In a way, Bledsoe is a student once again. But instead of being in a WSU classroom, or a film study room, his new classroom is his McQueen Vineyard, overlooking the Walla Walla Valley.

Walking through the vineyard, Bledsoe explains the process of caring for his vines.

“If you starve them for water, make the roots really dig, and then thin them out, the grapes that are left really develop some nice complexity and depth,” he explains.

“It’s almost like you treat them how you would treat a little kid. If you give them everything it wants, then it grows up spoiled with no depth to it. If you make it work for it, teach your vines some work ethic, they got to work for it. If they do then you end up with some great fruit.”

The art of planting and caring for vines is just one of the aspects that attracted Bledsoe to the discipline.

“The whole process intrigues me from being able to start with a piece of dirt and end up with a work of art in a bottle,” he explains. “I got to the point in football, I don’t want to say where I knew everything, but it was not intellectually challenging on a daily basis anymore. In this business you literally keep learning every day for the next 50 years because it is continually changing and evolving and new and different all the time.

“That part is really exciting to me. In order to produce great wine I’m going to have to learn and evolve with it.”

And he is happy to have Figgins alongside.

“Chris has been in the wine industry since he was born,” Bledsoe says. “Having a guy like that who can give you the scientific knowledge but have the instinct that comes from a lifetime experience is invaluable. Our friendship reconnecting has been really, really cool.

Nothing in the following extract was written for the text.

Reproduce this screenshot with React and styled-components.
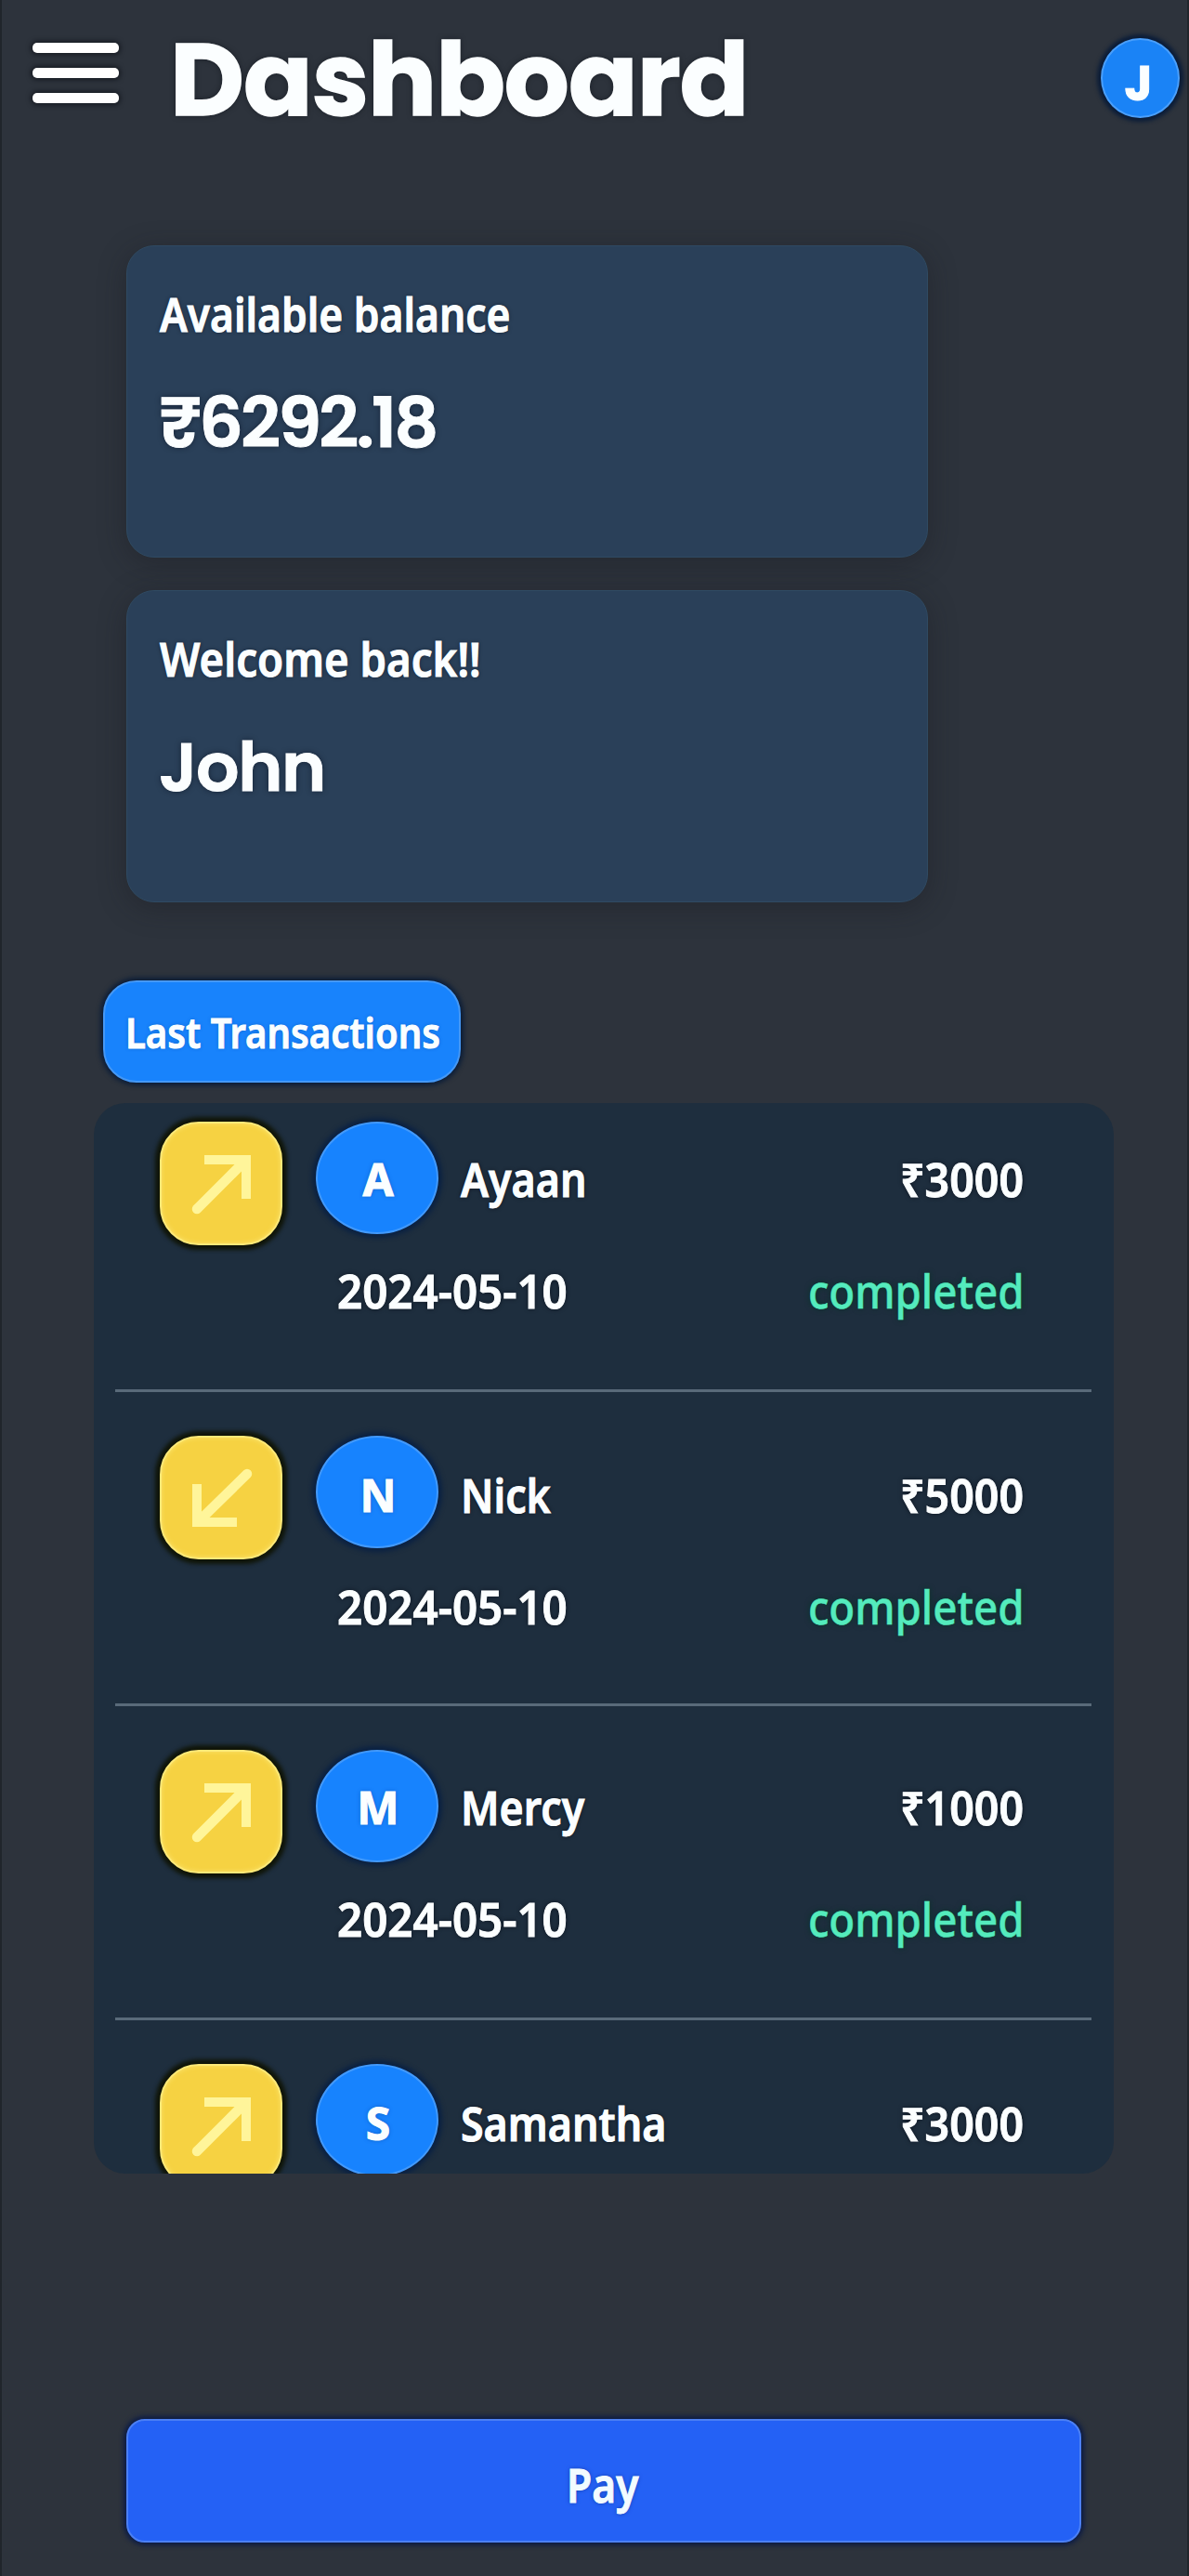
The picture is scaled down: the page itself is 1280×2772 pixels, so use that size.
import React from "react";
import styled, { createGlobalStyle } from "styled-components";

const GlobalStyle = createGlobalStyle`
  *, *::before, *::after { box-sizing: border-box; }
  body {
    margin: 0;
    background: #2d333c;
  }
`;

const bodyFont = `"Noto Sans", "Open Sans", sans-serif`;
const displayFont = `Poppins, Inter, sans-serif`;

const Page = styled.main`
  width: 1280px;
  height: 2772px;
  display: flex;
  flex-direction: column;
  overflow: hidden;
  background: #2d333c;
  border-left: 2px solid #20252b;
  border-right: 2px solid #20252b;
  color: #fbfeff;
  font-family: ${bodyFont};
  -webkit-text-stroke: 1px currentColor;
`;

const Header = styled.header`
  height: 264px;
  flex: none;
  display: flex;
  align-items: flex-start;
  padding: 36px 8px 0 33px;
`;

const MenuButton = styled.button`
  width: 93px;
  padding: 0;
  margin-top: 10px;
  border: 0;
  background: none;
  display: flex;
  flex-direction: column;
  gap: 16px;
`;

const MenuBar = styled.span`
  height: 11px;
  border-radius: 5px;
  background: #fff;
  box-shadow: 0 0 5px 2px rgba(8, 12, 18, 0.6);
`;

const Title = styled.h1`
  margin: 0 auto 0 55px;
  font: 700 110px/100px ${displayFont};
  letter-spacing: -1px;
  -webkit-text-stroke: 1.5px currentColor;
  text-shadow: 0 0 6px rgba(8, 12, 18, 0.6);
`;

const ProfileBadge = styled.div`
  width: 85px;
  height: 86px;
  margin-top: 5px;
  padding: 17px 4px 0 0;
  border-radius: 50%;
  background: #1a83f6;
  border: 2px solid #4a9ffb;
  box-shadow: 0 0 4px 4px #0a1c38;
  font: 700 52px/60px ${displayFont};
  text-align: center;
`;

const Cards = styled.section`
  display: flex;
  flex-direction: column;
  gap: 35px;
  padding-left: 134px;
`;

const Card = styled.article`
  width: 863px;
  height: 336px;
  padding: 43px 0 0 35px;
  border-radius: 30px;
  background: #2a4059;
  border: 1px solid #2f4a62;
  box-shadow: 0 6px 30px rgba(26, 26, 32, 0.4);
`;

const CardLabel = styled.h2`
  margin: 0;
  width: max-content;
  font: 600 50px/60px ${bodyFont};
  transform: scaleX(${(p) => p.$stretch});
  transform-origin: left;
  text-shadow: 0 0 5px rgba(8, 16, 32, 0.7);
`;

const CardValue = styled.p`
  margin: 47px 0 0 -1px;
  font: 600 ${(p) => p.$size}px/80px ${displayFont};
  letter-spacing: ${(p) => p.$tracking}px;
  text-shadow: 0 0 6px rgba(8, 16, 32, 0.7);
`;

const SectionTag = styled.h2`
  width: 385px;
  height: 110px;
  margin: 84px 0 22px 109px;
  flex: none;
  display: flex;
  align-items: center;
  padding: 1px 0 0 22px;
  border-radius: 36px;
  background: #1883fc;
  border: 2px solid #4598f5;
  box-shadow: 0 0 5px 3px #0b1d38;
  font: 600 45px/60px ${bodyFont};
`;

const TagText = styled.span`
  white-space: nowrap;
  transform: scaleX(0.89);
  transform-origin: left;
  text-shadow: 0 0 4px rgba(0, 60, 140, 0.5);
`;

const List = styled.ul`
  width: 1098px;
  height: 1152px;
  flex: none;
  margin: 0 0 0 99px;
  padding: 0 24px 0 23px;
  list-style: none;
  border-radius: 34px;
  overflow: hidden;
  background: #1e2e3e;
`;

const Row = styled.li`
  height: 338px;
  display: flex;
  gap: 36px;
  padding: 47px 73px 0 48px;
  border-bottom: 3px solid #596a79;

  &:first-child {
    height: 311px;
    padding-top: 20px;
  }
`;

const DirectionTile = styled.div`
  width: 132px;
  height: 133px;
  flex: none;
  border-radius: 42px;
  background: #f6d242;
  border: 2px solid #fde978;
  box-shadow: 0 0 4px 5px #101508, inset 0 0 5px #fbe36c;

  svg {
    display: block;
    margin: -2px;
  }
`;

const Details = styled.div`
  flex: 1;
  min-width: 0;
`;

const TopLine = styled.div`
  height: 121px;
  display: flex;
`;

const Avatar = styled.div`
  width: 132px;
  height: 121px;
  flex: none;
  padding: ${(p) => 30 + p.$drop}px 0 0 2px;
  border-radius: 50%;
  background: #1783fe;
  border: 2px solid #4299fb;
  box-shadow: 0 0 5px 4px #0a2143;
  font: 700 48px/60px ${bodyFont};
  text-align: center;
  text-shadow: 0 0 4px rgba(0, 50, 130, 0.5);
`;

const Name = styled.span`
  margin: ${(p) => 32 + p.$drop}px auto 0 24px;
  font: 600 50px/60px ${bodyFont};
  transform: scaleX(0.895);
  transform-origin: left;
  text-shadow: 0 0 5px rgba(4, 8, 18, 0.8);
`;

const Amount = styled.span`
  margin-top: ${(p) => 32 + p.$drop}px;
  font: 600 50px/60px ${bodyFont};
  transform: scaleX(0.93);
  transform-origin: right;
  text-shadow: 0 0 5px rgba(4, 8, 18, 0.8);
`;

const BottomLine = styled.div`
  display: flex;
  justify-content: space-between;
  padding: ${(p) => 31 + p.$drop}px 0 0 23px;
`;

const DateText = styled.time`
  font: 600 50px/60px ${bodyFont};
  transform: scaleX(0.95);
  transform-origin: left;
  text-shadow: 0 0 5px rgba(4, 8, 18, 0.8);
`;

const Status = styled.span`
  font: 500 50px/60px ${bodyFont};
  color: #54ebbd;
  -webkit-text-stroke-width: 0.5px;
  transform: scaleX(0.914);
  transform-origin: right;
  text-shadow: 0 0 7px #003528;
`;

const PayButton = styled.button`
  width: 1028px;
  height: 133px;
  flex: none;
  margin: 264px 0 0 134px;
  padding: 8px 3px 0 0;
  border-radius: 20px;
  border: 2px solid #4c80f4;
  background: #2461f5;
  box-shadow: 0 0 5px 3px #0c1b45;
  color: #f2fbff;
  font: 600 50px/60px ${bodyFont};
  -webkit-text-stroke: 1px currentColor;
`;

const PayText = styled.span`
  display: inline-block;
  transform: scaleX(0.885);
  text-shadow: 0 0 5px rgba(0, 30, 110, 0.6);
`;

const arrows = {
  out: ["M40 94 L90 44", "M48 41 H93 V83"],
  in: ["M94 41 L44 90", "M40 52 V93 H83"],
};

function Arrow({ direction }) {
  const [shaft, head] = arrows[direction];
  return (
    <svg width="132" height="133" viewBox="0 0 132 133" fill="none" stroke="#fff59a">
      <path d={shaft} strokeWidth="10.5" strokeLinecap="round" />
      <path d={head} strokeWidth="10" strokeLinejoin="miter" />
    </svg>
  );
}

const transactions = [
  { name: "Ayaan", amount: "₹3000", direction: "out", drop: 0, date: "2024-05-10", status: "completed" },
  { name: "Nick", amount: "₹5000", direction: "in", drop: 2, date: "2024-05-10", status: "completed" },
  { name: "Mercy", amount: "₹1000", direction: "out", drop: 0, date: "2024-05-10", status: "completed" },
  { name: "Samantha", amount: "₹3000", direction: "out", drop: 2 },
];

export default function App() {
  return (
    <>
      <GlobalStyle />
      <Page>
        <Header>
          <MenuButton aria-label="Menu">
            <MenuBar />
            <MenuBar />
            <MenuBar />
          </MenuButton>
          <Title>Dashboard</Title>
          <ProfileBadge>J</ProfileBadge>
        </Header>
        <Cards>
          <Card>
            <CardLabel $stretch={0.887}>Available balance</CardLabel>
            <CardValue $size={75} $tracking={-2.9}>₹6292.18</CardValue>
          </Card>
          <Card>
            <CardLabel $stretch={0.912}>Welcome back!!</CardLabel>
            <CardValue $size={73} $tracking={-1.5}>John</CardValue>
          </Card>
        </Cards>
        <SectionTag>
          <TagText>Last Transactions</TagText>
        </SectionTag>
        <List>
          {transactions.map((t) => (
            <Row key={t.name}>
              <DirectionTile>
                <Arrow direction={t.direction} />
              </DirectionTile>
              <Details>
                <TopLine>
                  <Avatar $drop={t.drop}>{t.name[0]}</Avatar>
                  <Name $drop={t.drop}>{t.name}</Name>
                  <Amount $drop={t.drop}>{t.amount}</Amount>
                </TopLine>
                {t.date && (
                  <BottomLine $drop={t.drop}>
                    <DateText>{t.date}</DateText>
                    <Status>{t.status}</Status>
                  </BottomLine>
                )}
              </Details>
            </Row>
          ))}
        </List>
        <PayButton>
          <PayText>Pay</PayText>
        </PayButton>
      </Page>
    </>
  );
}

That will continue to grow as well.”

The connection between Bledsoe and Figgins extends from their love of wine to their association with Washington State University.

“I remember the time when Drew decided to go to Wazzu it was a pretty big deal,” says Figgins, “because he could have gone anywhere, and he chose to go to Pullman rather than doing the more obvious route of Notre Dame, Florida, or USC,” adds Figgins. “For him to look in his backyard I thought was really, really cool. It speaks to the whole Doubleback project of just, hey, this place matters, where you are from matters.”

Returning to Walla Walla evokes memories of his own for Bledsoe, not only of his hometown, but his time at WSU.

“I like to say that I don’t have any regrets, but looking back on it, my time at Wazzu was awfully short,” Bledsoe admits. “I was there two and a half years. I loved every minute of it.

“I wouldn’t go back and change the decision because it worked out really well, but I wish I could have spent more time there. I really enjoyed it.”

And the one game he enjoyed most was the 1992 Apple Cup, what WSU fans fondly refer to as “The Snow Bowl.”

“It still is and always will be my favorite memory in my whole career,” says Bledsoe, whose career included two Super Bowls while with the New England Patriots, including the Super Bowl XXXVI championship team. “Playing in that game with the snow flying, against the Huskies, and then beating the Huskies, was just awesome.”

In the future, when Cougar fans reminisce about that game, their memories may well be accompanied by a glass of Doubleback wine.